Several patrol officers testified for the union and they said the system was in place as far back as 2014. The officers testified that they received multiple verbal counseling sessions “for low traffic enforcement/productivity”,” according to the arbitrator’s decision. One sergeant testified that he was advised by his captain to speak to a specific officer about “low-ticket productivity”.
One officer presented a physical memo as evidence that he was counseled on low ticket numbers, the arbitrator said.
According to the City of Rome officials in the decision, none of the officer’s complaints or evidence indicated the alleged quota system sought a specific number of tickets written in a specified amount of time, which is what is required by the statute against quotas. The city noted in the hearing that none of the officers were issued direct orders to write a certain number of tickets, and they were not threatened with consequences for failing to meet the alleged quota.
According to city officials, the counseling was seen as a training tool and not a form of discipline.
“The arbitrator is of the opinion that the evidence and testimony adduced at the hearing supports the claim that a type of ticket quota system does exist even if not formally enunciated by the city,” Kowalski concluded in his decision. He said this still counted as a violation of the labor statute against quotas.
The arbitrator ruled that the evidence from the officers was “consistent and credible” that one ticket a day and four radar tickets a month was expected.

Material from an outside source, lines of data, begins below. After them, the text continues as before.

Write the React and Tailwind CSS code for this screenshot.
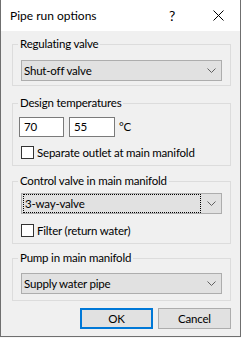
import React from "react";

const font = { fontFamily: 'Lato, "Noto Sans", sans-serif' };

const Chevron = () => (
  <svg width="9" height="5" viewBox="0 0 9 5" className="shrink-0">
    <path d="M0.5 0.5 L4.5 4.5 L8.5 0.5" fill="none" stroke="#606060" strokeWidth="1" />
  </svg>
);

const Combo = ({ value, focused, className }) => (
  <div className={"flex items-center h-[21px] bg-[#e1e1e1] border border-[#adadad] pr-[5px] " + className}>
    {focused ? (
      <div className="flex-1 h-[19px] ml-[1px] mr-[6px] border border-dotted border-black flex items-center pl-[1px] leading-[15px]">
        {value}
      </div>
    ) : (
      <div className="flex-1 pl-[2px] leading-[15px]">{value}</div>
    )}
    <Chevron />
  </div>
);

const Check = ({ label, className }) => (
  <div className={"flex items-center h-[13px] " + className}>
    <div className="w-[13px] h-[13px] bg-white border border-[#333333] shrink-0" />
    <span className="ml-[3px] leading-[13px] whitespace-nowrap">{label}</span>
  </div>
);

const Group = ({ title, className, children }) => (
  <fieldset className={"ml-[11px] w-[219px] border border-[#dcdcdc] " + className}>
    <legend className="ml-[5px] px-[2px] leading-[16px] h-[16px]">{title}</legend>
    <div className="px-[8px]">{children}</div>
  </fieldset>
);

export default function App() {
  return (
    <div className="w-[241px] h-[338px] bg-[#f6f6f6] text-[11.5px] tracking-[-0.2px] text-black" style={font}>
      <div className="w-[241px] h-[337px] border-x border-b border-[#6f6f6f] bg-[#f0f0f0] flex flex-col">
        <div className="h-[31px] bg-white flex items-center shrink-0">
          <span className="ml-[9px] text-[12px] tracking-normal leading-[16px]">Pipe run options</span>
          <span className="ml-auto mr-[38px] text-[14px] leading-[16px]">?</span>
          <svg width="11" height="11" viewBox="0 0 11 11" className="mr-[16px]">
            <path d="M0.5 0.5 L10.5 10.5 M10.5 0.5 L0.5 10.5" stroke="#000" strokeWidth="1" />
          </svg>
        </div>

        <Group title="Regulating valve" className="mt-[5px] pb-[4px]">
          <Combo value="Shut-off valve" className="mt-[8px]" />
        </Group>

        <Group title="Design temperatures" className="mt-[9px] pb-[6px]">
          <div className="flex items-center mt-[6px] -ml-[2px]">
            <div className="w-[45px] h-[20px] bg-white border border-[#7a7a7a] pl-[4px] leading-[18px]">70</div>
            <div className="w-[46px] h-[20px] ml-[5px] bg-white border border-[#7a7a7a] pl-[4px] leading-[18px]">55</div>
            <span className="ml-[4px] leading-[18px]">°C</span>
          </div>
          <Check label="Separate outlet at main manifold" className="mt-[9px]" />
        </Group>

        <Group title="Control valve in main manifold" className="mt-[7px] pb-[6px]">
          <Combo value="3-way-valve" focused className="mt-[4px]" />
          <Check label="Filter (return water)" className="mt-[10px]" />
        </Group>

        <Group title="Pump in main manifold" className="mt-[6px] pb-[6px]">
          <Combo value="Supply water pipe" className="mt-[7px]" />
        </Group>

        <div className="flex justify-end gap-[5px] mt-[7px] ml-[11px] w-[219px]">
          <button className="w-[73px] h-[21px] bg-[#e1e1e1] border-2 border-[#0078d7] leading-[15px]">OK</button>
          <button className="w-[73px] h-[21px] bg-[#e1e1e1] border border-[#adadad] leading-[15px]">Cancel</button>
        </div>
      </div>
    </div>
  );
}
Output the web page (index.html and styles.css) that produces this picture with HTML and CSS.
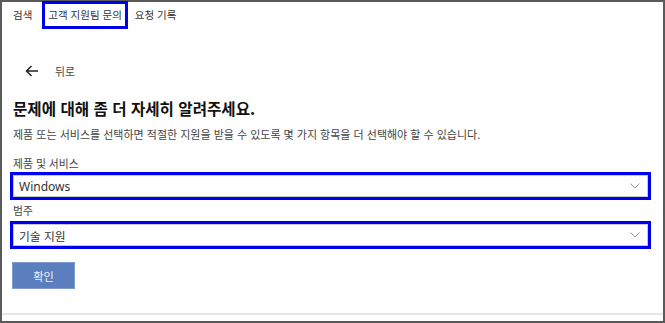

“While the city has not enunciated in written form a clear quota system, it has, as evidence by the credible testimony of a number of officers, by way of supervisors, who are its agents, set out an expectation of a specific number of tickets in a set period of time to be written by officers; in effect, a quota system,” Kowalski wrote in his decision.
“It has also counseled officers for not writing sufficient amounts of tickets, which, while not discipline, further evidences it has clear expectations as to a specified number of tickets being written.”
Kowalski ruled that the City of Rome was in violation of the labor statute and it would need to stop the ticket quota system immediately.